There was a glimmer of humour as Desmond was wrongly addressed as “Mr Dacre”, and he showed his dislike for the Vagina Monologue by calling the Daily Mail the “Daily Malicious”, with Dacre characterised as “the fat butcher”, this last an excellent slice of hypocrisy, given the number of hacks, sub-editors and other unfortunates that Des and his pals have sent down the road over the past decade.

But otherwise it was turgid stuff. Desmond was away with the fairies as he talked of increasing the Daily Star’s circulation from 400,000 to 800,000 (it’s more like 627,000 to 658,000), saying of this appallingly downmarket rag “Just look at the product”, but then needing much prompting in defining terms such as “ethics”. “I don’t know what the word means” he conceded.

The Inquiry was regaled by Desmond reeling off all the subjects that his magazines had covered over the years – except, for some reason, those containing what he calls “adult content” and what Dacre calls “porn” – then given the jaw-dropping assertion that “we took the Express back to its former glory”. With Max Beaverbrook at the helm and a four million a day print run? Don’t make me laugh.

But it was when the subject of Madeleine McCann was raised that Des sold the pass big style. He kept on putting forward the idea that the Press Complaints Commission (PCC) somehow dumped all the blame for defamatory articles about the McCann family on his papers, and that all other titles were just as bad. But the fact of the matter suggests that he is in bovine by-product territory.

The Express Newspapers titles published over a hundred articles about the McCanns that were significantly or seriously defamatory. They ended up printing prominent front page apologies in both Daily Express and Daily Star, and paid over half a million pounds in damages. Moreover, they paid around £375,000 more in damages to the so-called “Tapas Seven”.

So when Des asserted that then editor of the Express Peter “Mentally” Hill tried his best to give the facts about the McCanns, he was talking total crap.
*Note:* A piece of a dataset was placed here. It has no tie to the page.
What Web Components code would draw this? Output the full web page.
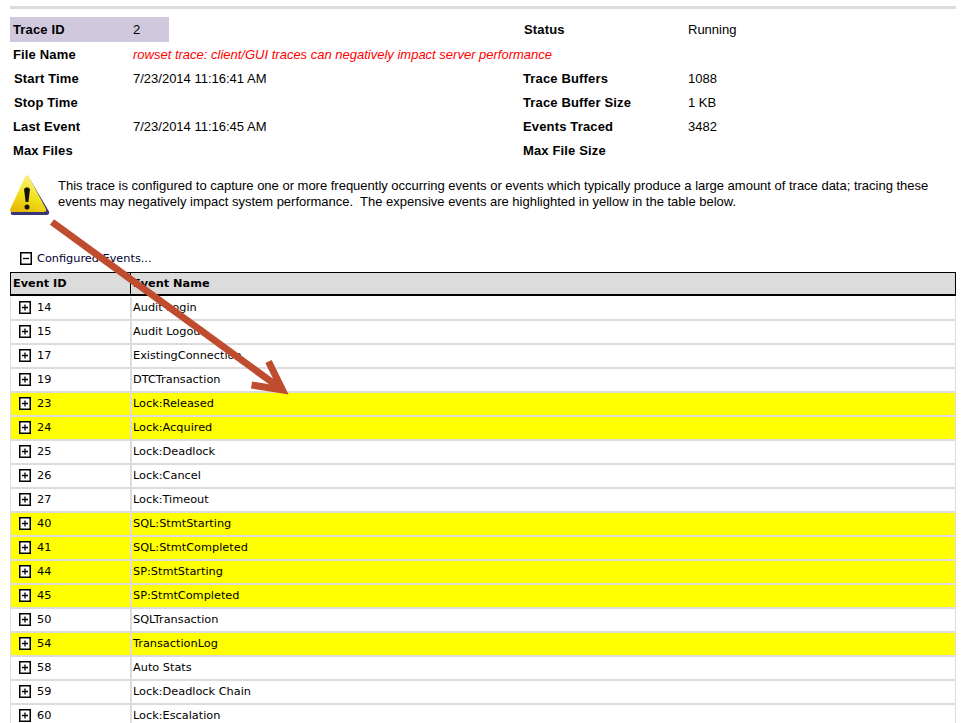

His suggestion on press regulation didn’t sound all that different to the PCC, and on top of all that, his longeurs were needless and frustrating for all concerned. His appetite for self promotion was unfunny, and Leveson was clearly relieved to adjourn for the week.

And this is a modern day media mogul? God help us all.

2 comments:

Phyllis Elias said...

Very well written summary of such a boring witness who was full of his own self agrandisment!

Anonymous said...

God help us all, indeed!

Even more frightening is that politicians have thought it necessary to curry favour such a ludicrous man. The Inquiry will have been worth it just to have such people exposed to the public gaze.